また、ハイフォンの最低賃金は2022年7月に月額468万ドン(約2万7,144円)となり「5.9%」増加し、ハノイやホーチミンと肩を並べるまでになってきています。
各国から多くの投資が集まっている
ハイフォンには、アジア各国から外資企業が進出しています。
日系では製造業や、輸出入を行う貿易業、通関手続きや船便の手配を行うフォワーダーなどを中心とした会社が多く構えています。
また、地理的に近い中国や、ベトナムへの投資が盛んな韓国の企業も多いです。
2022年4月には、韓国企業を対象とした投資振興イベントが開催され、2021年〜2025年の間に新たに15ヶ所の工業団地を設立することが発表されました。
各国の投資が集まるにつれて、インフラや住環境の整備も進んでいくことでしょう。
インフラ増強工事が盛ん
ハイフォン港は年間4千万トンほどの貨物を取り扱うことができる大型港です。しかし、ベトナム経済が発展したこともあり、近年は制限を大きく超える量の見通しが立っており、パンクすることが懸念されていました。
そうした中で、設立されたのが「ラックフェン港」です。ラックフェン港はアクセスしやすい位置にあり、ハイフォン港で抱えきれない貨物を取り扱うために作られました。
ラックフェン港は順調に稼働しており、今後数十年をかけて拡張工事を行うことも決定しています。
また、ハノイのノイバイ空港でも、2025年までに旅客取り扱い能力拡張のための工事が着工する予定です。さらなる経済発展に向け、インフラへの投資が盛んに行われています。
ハイフォンの住環境

続いて、ハイフォンの観光資源や住居を紹介していきます。
海が近く観光資源が豊富
ハイフォンは、観光地としても有名な場所です。
ハイフォン市内から船を乗り継いでいけるカットバ島では、たくさんの鍾乳洞や豊かな自然を堪能することができます。また、昔ながらの生活様式で暮らす漁村のベトハイ村、新鮮なシーフードが食べられるカットバシーフードマーケットなど、見どころも多くあります。

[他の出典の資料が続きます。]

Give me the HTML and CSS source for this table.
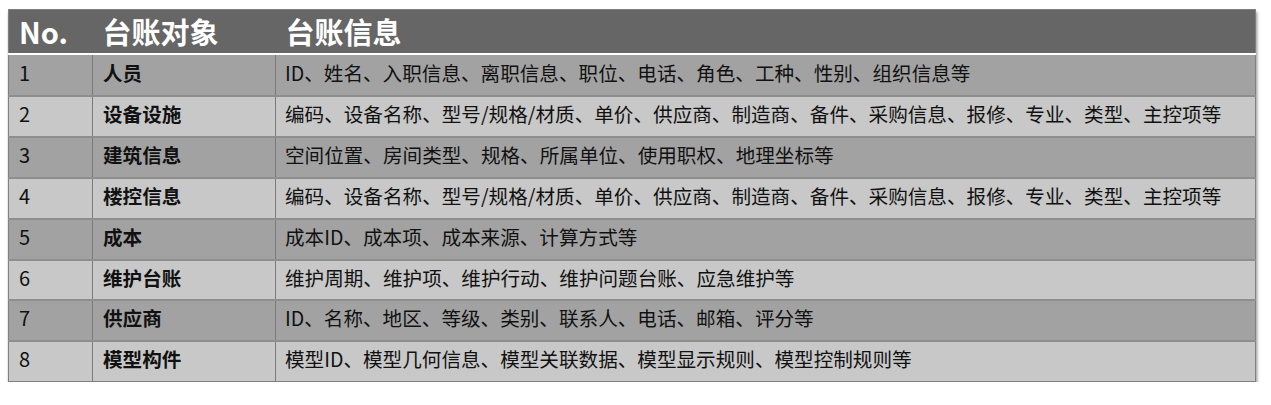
FILE: index.html
```html
<!DOCTYPE html>
<html lang="zh">
<head>
<meta charset="utf-8">
<link rel="stylesheet" href="styles.css">
</head>
<body>
<div class="page">
<table class="ledger">
  <colgroup>
    <col class="c-no"><col class="c-obj"><col class="c-info">
  </colgroup>
  <thead>
    <tr><th>No.</th><th>台账对象</th><th>台账信息</th></tr>
  </thead>
  <tbody>
    <tr class="odd"><td class="no">1</td><td class="obj">人员</td><td class="info">ID、姓名、入职信息、离职信息、职位、电话、角色、工种、性别、组织信息等</td></tr>
    <tr class="even"><td class="no">2</td><td class="obj">设备设施</td><td class="info">编码、设备名称、型号/规格/材质、单价、供应商、制造商、备件、采购信息、报修、专业、类型、主控项等</td></tr>
    <tr class="odd"><td class="no">3</td><td class="obj">建筑信息</td><td class="info">空间位置、房间类型、规格、所属单位、使用职权、地理坐标等</td></tr>
    <tr class="even"><td class="no">4</td><td class="obj">楼控信息</td><td class="info">编码、设备名称、型号/规格/材质、单价、供应商、制造商、备件、采购信息、报修、专业、类型、主控项等</td></tr>
    <tr class="odd"><td class="no">5</td><td class="obj">成本</td><td class="info">成本ID、成本项、成本来源、计算方式等</td></tr>
    <tr class="even"><td class="no">6</td><td class="obj">维护台账</td><td class="info">维护周期、维护项、维护行动、维护问题台账、应急维护等</td></tr>
    <tr class="odd"><td class="no">7</td><td class="obj">供应商</td><td class="info">ID、名称、地区、等级、类别、联系人、电话、邮箱、评分等</td></tr>
    <tr class="even"><td class="no">8</td><td class="obj">模型构件</td><td class="info">模型ID、模型几何信息、模型关联数据、模型显示规则、模型控制规则等</td></tr>
  </tbody>
</table>
</div>
</body>
</html>
```

FILE: styles.css
```css
html, body {
  margin: 0;
  padding: 0;
  background: #ffffff;
}
.page {
  padding: 9px 0 0 8px;
}
.ledger {
  width: 1248px;
  border-collapse: collapse;
  table-layout: fixed;
  font-family: "Microsoft YaHei", "Noto Sans CJK SC", "Noto Sans", sans-serif;
  box-shadow: 1px 3px 3px rgba(0, 0, 0, 0.45);
  border: 1px solid #808080;
}
.c-no { width: 84px; }
.c-obj { width: 183px; }
.ledger thead tr {
  background: #666666;
  border-bottom: 2px solid #ffffff;
}
.ledger th {
  height: 43px;
  padding: 0 0 0 10px;
  text-align: left;
  color: #ffffff;
  font-size: 29px;
  font-weight: 700;
  line-height: 43px;
  white-space: nowrap;
}
.ledger td {
  padding: 0 0 4px 10px;
  color: #111111;
  font-size: 19.6px;
  font-weight: 400;
  line-height: 34.9px;
  white-space: nowrap;
  border-top: 2px solid #8e8e8e;
  border-left: 1px solid #7a7a7a;
}
.ledger tbody tr:first-child td {
  border-top: none;
  padding-top: 1px;
}
.ledger td.no {
  border-left: none;
  font-size: 20px;
}
.ledger td.obj {
  font-weight: 700;
}
.ledger td.info {
  padding-left: 9px;
}
.odd { background: #a2a2a2; }
.even { background: #c8c8c8; }
```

ハイフォンは、釣りやカヤッキング、サイクリングといった自然の中で行うアクティビティが豊富です。ハノイ滞在時の小旅行にもおすすめできる場所です。
日系のホテルやマンションの建築が進む
建設業が大きな伸びを記録したように、ハイフォンではホテルや大型マンションの建築が盛んです。

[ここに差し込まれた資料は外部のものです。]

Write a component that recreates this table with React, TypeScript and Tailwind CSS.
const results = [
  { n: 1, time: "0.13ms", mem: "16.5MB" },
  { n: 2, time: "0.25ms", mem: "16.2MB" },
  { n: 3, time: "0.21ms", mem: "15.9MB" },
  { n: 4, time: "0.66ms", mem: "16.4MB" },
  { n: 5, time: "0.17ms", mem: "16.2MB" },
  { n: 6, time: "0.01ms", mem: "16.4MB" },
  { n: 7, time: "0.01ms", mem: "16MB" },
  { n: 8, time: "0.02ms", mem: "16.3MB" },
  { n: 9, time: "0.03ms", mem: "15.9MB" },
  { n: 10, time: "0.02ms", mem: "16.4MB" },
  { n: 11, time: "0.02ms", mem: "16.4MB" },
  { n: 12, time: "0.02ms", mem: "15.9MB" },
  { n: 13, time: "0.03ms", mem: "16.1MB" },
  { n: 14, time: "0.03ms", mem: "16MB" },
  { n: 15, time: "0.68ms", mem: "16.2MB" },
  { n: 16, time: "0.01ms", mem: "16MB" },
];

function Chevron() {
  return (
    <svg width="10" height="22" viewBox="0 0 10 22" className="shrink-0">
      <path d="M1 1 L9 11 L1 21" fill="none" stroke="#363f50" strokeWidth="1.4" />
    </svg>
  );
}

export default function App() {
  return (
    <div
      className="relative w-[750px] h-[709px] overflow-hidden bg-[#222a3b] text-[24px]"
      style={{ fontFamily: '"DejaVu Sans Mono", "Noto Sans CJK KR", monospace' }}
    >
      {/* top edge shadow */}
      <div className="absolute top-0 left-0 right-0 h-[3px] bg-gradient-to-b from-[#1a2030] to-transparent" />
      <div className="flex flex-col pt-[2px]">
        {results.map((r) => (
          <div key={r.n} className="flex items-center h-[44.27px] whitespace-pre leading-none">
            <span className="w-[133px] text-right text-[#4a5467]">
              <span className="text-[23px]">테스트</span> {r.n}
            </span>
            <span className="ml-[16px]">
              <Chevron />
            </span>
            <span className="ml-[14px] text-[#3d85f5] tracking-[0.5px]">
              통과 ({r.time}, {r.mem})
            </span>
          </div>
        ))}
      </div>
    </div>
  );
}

日系では、合計250室を備えたホテル「ホテル・ニッコー・ ハイフォン」、株式会社タカラレーベンが管理する「ザ・ミナト・レジデンス」、大和ハウスの「ロイジェント・パークス・ハイフォン」がすでに竣工しています。
ハノイやホーチミンと比較するとまだ見劣りするものの、ハイフォンの住みやすさは年々向上しています。
2020年にはAEONモールが誕生

2020年12月に「イオンモール ハイフォン レチャン」がオープンしました。
敷地面積約70,000㎡に約190の専門店があり、日本人が代表を務めるイタリアンレストラン「Pizza 4P's」や、スポーツブランドの「LACOSTE」、ホームセンター「コーナン」などがテナントに入っており、利便性が大きく向上しています。
イオンはベトナムで成功している日系企業の一つであり、今後はフエやダナンでも出店する予定があるようです。
まとめ
ハイフォンは、ベトナム全体の成長率を大きく上回る伸びを記録している都市です。
中国国境とハノイの中間に位置し、海沿いに大きな港がある、人口も多いなど、今後伸びる余地も十分にあると考えられます。特に、製造や商社、物流、貿易を行う企業は、地理的なメリットを多く享受できることでしょう。
ベトナム進出を検討している方は、ぜひハイフォンも候補に入れてみてください。